--- START ---

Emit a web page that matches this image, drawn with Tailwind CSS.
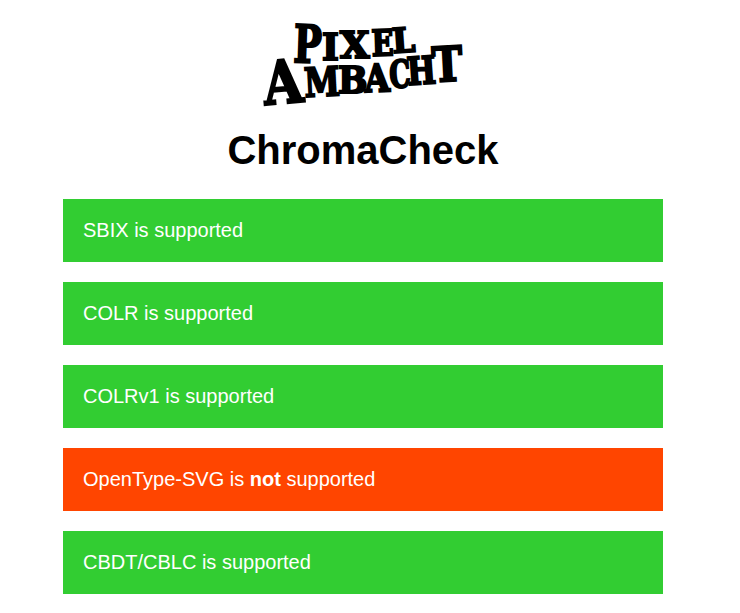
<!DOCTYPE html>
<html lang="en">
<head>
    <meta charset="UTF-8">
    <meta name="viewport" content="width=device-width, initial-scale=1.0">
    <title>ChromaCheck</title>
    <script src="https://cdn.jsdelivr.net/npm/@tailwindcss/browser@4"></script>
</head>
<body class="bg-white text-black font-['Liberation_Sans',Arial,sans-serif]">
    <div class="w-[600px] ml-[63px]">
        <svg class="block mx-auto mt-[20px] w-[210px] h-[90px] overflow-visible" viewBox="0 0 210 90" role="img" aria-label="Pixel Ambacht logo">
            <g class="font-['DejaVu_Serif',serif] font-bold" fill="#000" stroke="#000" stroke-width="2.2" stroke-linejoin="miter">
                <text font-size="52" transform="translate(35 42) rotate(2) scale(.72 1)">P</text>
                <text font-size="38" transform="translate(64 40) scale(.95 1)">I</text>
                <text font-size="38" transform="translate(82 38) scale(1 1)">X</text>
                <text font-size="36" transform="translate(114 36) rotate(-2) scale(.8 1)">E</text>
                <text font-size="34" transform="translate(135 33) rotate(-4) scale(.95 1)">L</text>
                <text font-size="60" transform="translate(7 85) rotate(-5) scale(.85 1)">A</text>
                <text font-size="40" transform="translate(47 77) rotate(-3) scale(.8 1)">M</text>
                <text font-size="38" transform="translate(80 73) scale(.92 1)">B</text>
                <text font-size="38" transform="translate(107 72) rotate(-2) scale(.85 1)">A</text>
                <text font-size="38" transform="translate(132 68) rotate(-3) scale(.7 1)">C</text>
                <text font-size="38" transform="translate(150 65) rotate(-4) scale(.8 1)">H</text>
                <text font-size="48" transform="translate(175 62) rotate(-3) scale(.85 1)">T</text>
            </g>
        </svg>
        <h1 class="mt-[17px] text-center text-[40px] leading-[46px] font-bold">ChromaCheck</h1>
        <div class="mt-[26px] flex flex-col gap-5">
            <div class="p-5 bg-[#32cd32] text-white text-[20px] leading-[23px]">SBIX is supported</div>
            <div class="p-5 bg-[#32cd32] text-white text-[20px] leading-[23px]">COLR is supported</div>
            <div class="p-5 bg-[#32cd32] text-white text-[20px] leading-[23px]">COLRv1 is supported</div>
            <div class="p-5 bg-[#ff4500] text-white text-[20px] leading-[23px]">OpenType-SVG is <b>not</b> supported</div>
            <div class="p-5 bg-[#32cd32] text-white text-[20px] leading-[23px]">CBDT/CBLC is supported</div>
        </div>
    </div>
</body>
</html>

--- END ---

**Problem statement**
Keep every word of the data as it is when you write it out, but drop the pictures.

**Output**
Emit a web page that matches this image, drawn with Tailwind CSS.
<!DOCTYPE html>
<html lang="en">
<head>
    <meta charset="UTF-8">
    <meta name="viewport" content="width=device-width, initial-scale=1.0">
    <title>ChromaCheck</title>
    <script src="https://cdn.jsdelivr.net/npm/@tailwindcss/browser@4"></script>
</head>
<body class="bg-white text-black font-['Liberation_Sans',Arial,sans-serif]">
    <div class="w-[600px] ml-[63px]">
        <svg class="block mx-auto mt-[20px] w-[210px] h-[90px] overflow-visible" viewBox="0 0 210 90" role="img" aria-label="Pixel Ambacht logo">
            <g class="font-['DejaVu_Serif',serif] font-bold" fill="#000" stroke="#000" stroke-width="2.2" stroke-linejoin="miter">
                <text font-size="52" transform="translate(35 42) rotate(2) scale(.72 1)">P</text>
                <text font-size="38" transform="translate(64 40) scale(.95 1)">I</text>
                <text font-size="38" transform="translate(82 38) scale(1 1)">X</text>
                <text font-size="36" transform="translate(114 36) rotate(-2) scale(.8 1)">E</text>
                <text font-size="34" transform="translate(135 33) rotate(-4) scale(.95 1)">L</text>
                <text font-size="60" transform="translate(7 85) rotate(-5) scale(.85 1)">A</text>
                <text font-size="40" transform="translate(47 77) rotate(-3) scale(.8 1)">M</text>
                <text font-size="38" transform="translate(80 73) scale(.92 1)">B</text>
                <text font-size="38" transform="translate(107 72) rotate(-2) scale(.85 1)">A</text>
                <text font-size="38" transform="translate(132 68) rotate(-3) scale(.7 1)">C</text>
                <text font-size="38" transform="translate(150 65) rotate(-4) scale(.8 1)">H</text>
                <text font-size="48" transform="translate(175 62) rotate(-3) scale(.85 1)">T</text>
            </g>
        </svg>
        <h1 class="mt-[17px] text-center text-[40px] leading-[46px] font-bold">ChromaCheck</h1>
        <div class="mt-[26px] flex flex-col gap-5">
            <div class="p-5 bg-[#32cd32] text-white text-[20px] leading-[23px]">SBIX is supported</div>
            <div class="p-5 bg-[#32cd32] text-white text-[20px] leading-[23px]">COLR is supported</div>
            <div class="p-5 bg-[#32cd32] text-white text-[20px] leading-[23px]">COLRv1 is supported</div>
            <div class="p-5 bg-[#ff4500] text-white text-[20px] leading-[23px]">OpenType-SVG is <b>not</b> supported</div>
            <div class="p-5 bg-[#32cd32] text-white text-[20px] leading-[23px]">CBDT/CBLC is supported</div>
        </div>
    </div>
</body>
</html>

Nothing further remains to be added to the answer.